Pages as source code
+ + +
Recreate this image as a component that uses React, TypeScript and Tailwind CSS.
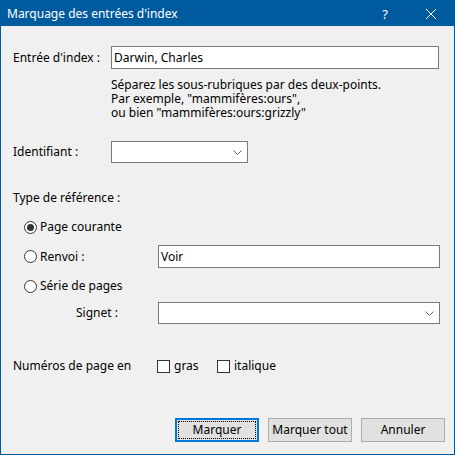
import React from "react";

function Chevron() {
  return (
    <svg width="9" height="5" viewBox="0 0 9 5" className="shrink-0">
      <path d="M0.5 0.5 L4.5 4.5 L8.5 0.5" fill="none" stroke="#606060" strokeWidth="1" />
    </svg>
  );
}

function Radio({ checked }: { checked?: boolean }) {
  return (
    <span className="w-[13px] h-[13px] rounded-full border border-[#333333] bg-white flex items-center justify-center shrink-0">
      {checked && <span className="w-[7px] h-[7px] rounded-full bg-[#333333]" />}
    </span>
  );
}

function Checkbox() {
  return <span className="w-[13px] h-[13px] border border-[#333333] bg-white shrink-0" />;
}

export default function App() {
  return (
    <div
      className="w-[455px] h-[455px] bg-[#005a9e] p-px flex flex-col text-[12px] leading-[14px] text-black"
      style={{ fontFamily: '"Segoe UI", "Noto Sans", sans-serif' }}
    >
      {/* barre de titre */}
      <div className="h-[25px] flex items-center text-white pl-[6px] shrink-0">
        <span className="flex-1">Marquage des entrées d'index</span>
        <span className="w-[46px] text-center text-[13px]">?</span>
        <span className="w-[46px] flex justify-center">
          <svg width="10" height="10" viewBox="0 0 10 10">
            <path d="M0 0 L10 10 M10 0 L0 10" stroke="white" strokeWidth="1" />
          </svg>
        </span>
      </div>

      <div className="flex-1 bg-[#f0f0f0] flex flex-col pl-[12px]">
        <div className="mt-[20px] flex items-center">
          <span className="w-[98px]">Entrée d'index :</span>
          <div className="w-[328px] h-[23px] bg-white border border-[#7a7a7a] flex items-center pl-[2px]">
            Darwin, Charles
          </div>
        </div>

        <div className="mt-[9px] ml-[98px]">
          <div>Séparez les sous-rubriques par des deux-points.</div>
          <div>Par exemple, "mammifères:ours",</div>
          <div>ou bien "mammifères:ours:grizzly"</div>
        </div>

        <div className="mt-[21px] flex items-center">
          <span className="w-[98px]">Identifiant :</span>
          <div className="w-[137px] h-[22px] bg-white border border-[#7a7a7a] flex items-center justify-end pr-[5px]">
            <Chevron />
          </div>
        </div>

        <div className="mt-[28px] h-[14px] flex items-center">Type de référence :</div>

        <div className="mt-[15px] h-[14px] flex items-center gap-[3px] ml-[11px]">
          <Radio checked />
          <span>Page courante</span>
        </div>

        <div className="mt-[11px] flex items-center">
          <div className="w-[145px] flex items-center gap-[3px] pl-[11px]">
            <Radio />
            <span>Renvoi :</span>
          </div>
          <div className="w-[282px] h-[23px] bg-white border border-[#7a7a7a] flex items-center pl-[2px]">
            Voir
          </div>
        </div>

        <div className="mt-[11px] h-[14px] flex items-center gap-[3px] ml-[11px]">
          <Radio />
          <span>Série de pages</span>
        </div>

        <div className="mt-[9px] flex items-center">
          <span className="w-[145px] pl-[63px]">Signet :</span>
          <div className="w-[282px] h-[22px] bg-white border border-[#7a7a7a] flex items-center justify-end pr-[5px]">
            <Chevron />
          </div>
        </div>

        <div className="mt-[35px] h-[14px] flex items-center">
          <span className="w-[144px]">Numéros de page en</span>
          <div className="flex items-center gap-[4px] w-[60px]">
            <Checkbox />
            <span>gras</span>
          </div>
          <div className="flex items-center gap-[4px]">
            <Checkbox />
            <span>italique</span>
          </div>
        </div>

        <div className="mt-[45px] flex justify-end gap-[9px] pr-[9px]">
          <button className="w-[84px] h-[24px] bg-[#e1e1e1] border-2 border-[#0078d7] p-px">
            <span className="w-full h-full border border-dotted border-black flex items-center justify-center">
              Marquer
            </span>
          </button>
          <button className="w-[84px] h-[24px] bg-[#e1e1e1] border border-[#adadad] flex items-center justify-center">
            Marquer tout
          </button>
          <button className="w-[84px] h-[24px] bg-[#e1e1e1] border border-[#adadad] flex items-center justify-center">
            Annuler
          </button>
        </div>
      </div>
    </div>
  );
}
+ + +
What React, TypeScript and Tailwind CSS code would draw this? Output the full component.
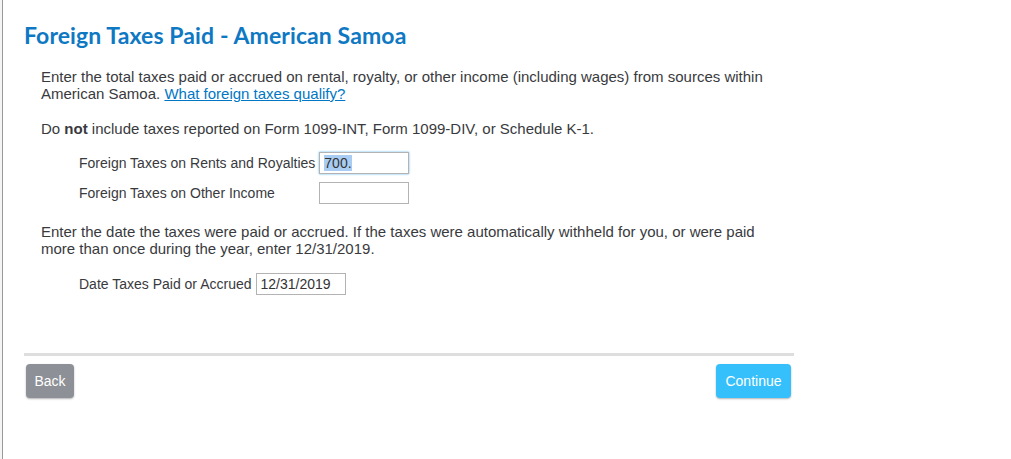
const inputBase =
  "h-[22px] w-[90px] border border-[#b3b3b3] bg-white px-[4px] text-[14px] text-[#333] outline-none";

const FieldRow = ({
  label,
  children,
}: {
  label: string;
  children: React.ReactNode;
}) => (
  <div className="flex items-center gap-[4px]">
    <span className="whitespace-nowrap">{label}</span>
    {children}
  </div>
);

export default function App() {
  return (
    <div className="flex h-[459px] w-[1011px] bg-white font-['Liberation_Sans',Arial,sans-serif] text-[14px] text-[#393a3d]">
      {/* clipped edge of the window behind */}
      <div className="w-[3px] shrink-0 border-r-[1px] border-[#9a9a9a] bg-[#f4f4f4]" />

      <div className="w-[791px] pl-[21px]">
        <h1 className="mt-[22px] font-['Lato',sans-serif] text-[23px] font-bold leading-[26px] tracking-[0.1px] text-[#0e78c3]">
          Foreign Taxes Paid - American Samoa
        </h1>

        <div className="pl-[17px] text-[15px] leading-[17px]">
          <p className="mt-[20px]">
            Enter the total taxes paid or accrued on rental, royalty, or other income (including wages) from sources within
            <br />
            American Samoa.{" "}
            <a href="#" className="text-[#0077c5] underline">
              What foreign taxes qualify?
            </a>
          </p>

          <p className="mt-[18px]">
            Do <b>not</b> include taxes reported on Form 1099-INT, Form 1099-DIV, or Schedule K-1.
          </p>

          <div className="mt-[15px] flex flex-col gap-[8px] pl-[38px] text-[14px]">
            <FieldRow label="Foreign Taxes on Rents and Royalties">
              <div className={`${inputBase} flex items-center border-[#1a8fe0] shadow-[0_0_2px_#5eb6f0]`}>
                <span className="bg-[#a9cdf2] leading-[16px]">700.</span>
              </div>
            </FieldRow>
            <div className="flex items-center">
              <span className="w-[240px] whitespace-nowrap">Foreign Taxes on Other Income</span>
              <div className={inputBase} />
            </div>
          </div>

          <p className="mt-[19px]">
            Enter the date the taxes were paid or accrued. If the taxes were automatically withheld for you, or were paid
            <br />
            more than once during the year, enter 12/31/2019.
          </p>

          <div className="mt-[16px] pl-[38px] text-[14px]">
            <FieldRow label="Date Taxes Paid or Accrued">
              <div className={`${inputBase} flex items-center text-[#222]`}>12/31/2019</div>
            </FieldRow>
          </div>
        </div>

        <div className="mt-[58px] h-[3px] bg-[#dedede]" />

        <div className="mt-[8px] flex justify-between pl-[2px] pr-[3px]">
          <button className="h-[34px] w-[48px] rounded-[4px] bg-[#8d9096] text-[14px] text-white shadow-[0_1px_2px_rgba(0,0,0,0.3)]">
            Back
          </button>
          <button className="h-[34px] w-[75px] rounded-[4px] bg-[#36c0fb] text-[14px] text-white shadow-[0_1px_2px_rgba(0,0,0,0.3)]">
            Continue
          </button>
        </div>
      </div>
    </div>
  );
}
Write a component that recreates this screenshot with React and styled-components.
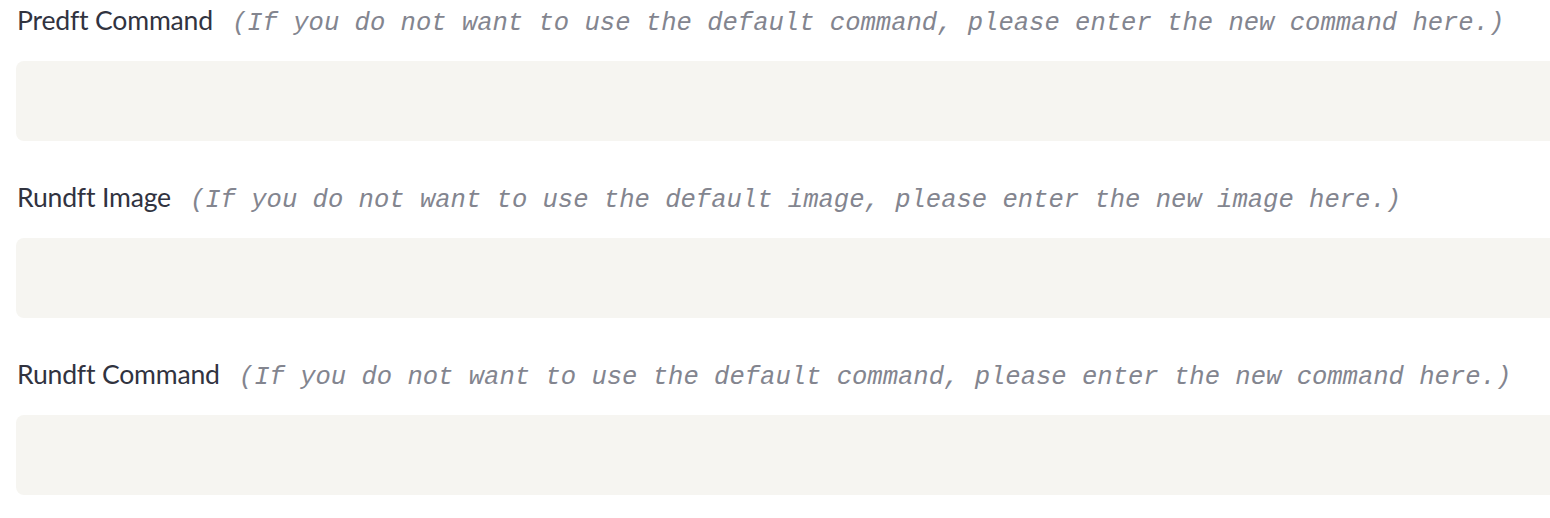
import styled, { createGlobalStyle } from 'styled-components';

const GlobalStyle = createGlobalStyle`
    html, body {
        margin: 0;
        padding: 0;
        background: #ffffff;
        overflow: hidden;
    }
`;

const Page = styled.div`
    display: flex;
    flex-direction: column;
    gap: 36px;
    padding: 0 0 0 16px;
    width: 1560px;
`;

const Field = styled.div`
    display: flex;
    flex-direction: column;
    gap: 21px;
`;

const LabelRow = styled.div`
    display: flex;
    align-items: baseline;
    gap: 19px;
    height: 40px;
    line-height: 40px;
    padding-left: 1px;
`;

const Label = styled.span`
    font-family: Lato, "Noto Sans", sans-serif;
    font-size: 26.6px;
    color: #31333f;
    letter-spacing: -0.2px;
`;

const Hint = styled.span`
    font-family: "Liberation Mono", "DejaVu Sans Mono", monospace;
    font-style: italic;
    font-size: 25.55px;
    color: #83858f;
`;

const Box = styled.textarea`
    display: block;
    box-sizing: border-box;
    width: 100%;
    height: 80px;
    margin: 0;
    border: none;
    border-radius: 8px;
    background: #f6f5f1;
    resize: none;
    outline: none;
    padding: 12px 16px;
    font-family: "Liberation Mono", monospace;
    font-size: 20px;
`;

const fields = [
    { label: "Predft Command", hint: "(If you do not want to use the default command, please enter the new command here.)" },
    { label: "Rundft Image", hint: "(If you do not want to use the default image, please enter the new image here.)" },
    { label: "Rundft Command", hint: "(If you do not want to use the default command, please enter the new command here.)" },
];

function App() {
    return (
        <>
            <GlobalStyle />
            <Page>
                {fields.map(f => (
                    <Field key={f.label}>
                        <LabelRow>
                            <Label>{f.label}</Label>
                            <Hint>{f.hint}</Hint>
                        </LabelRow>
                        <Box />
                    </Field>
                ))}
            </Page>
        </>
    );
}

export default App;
+ + +
> WHAT YOU HAVE TO DO:
Out of the records, collect only those lines that contain the string "image".

> OUTPUT OF THE EXERCISE:
Recreate this image as a component that uses React, TypeScript and Tailwind CSS.
    { label: "Rundft Image", hint: "(If you do not want to use the default image, please enter the new image here.)" },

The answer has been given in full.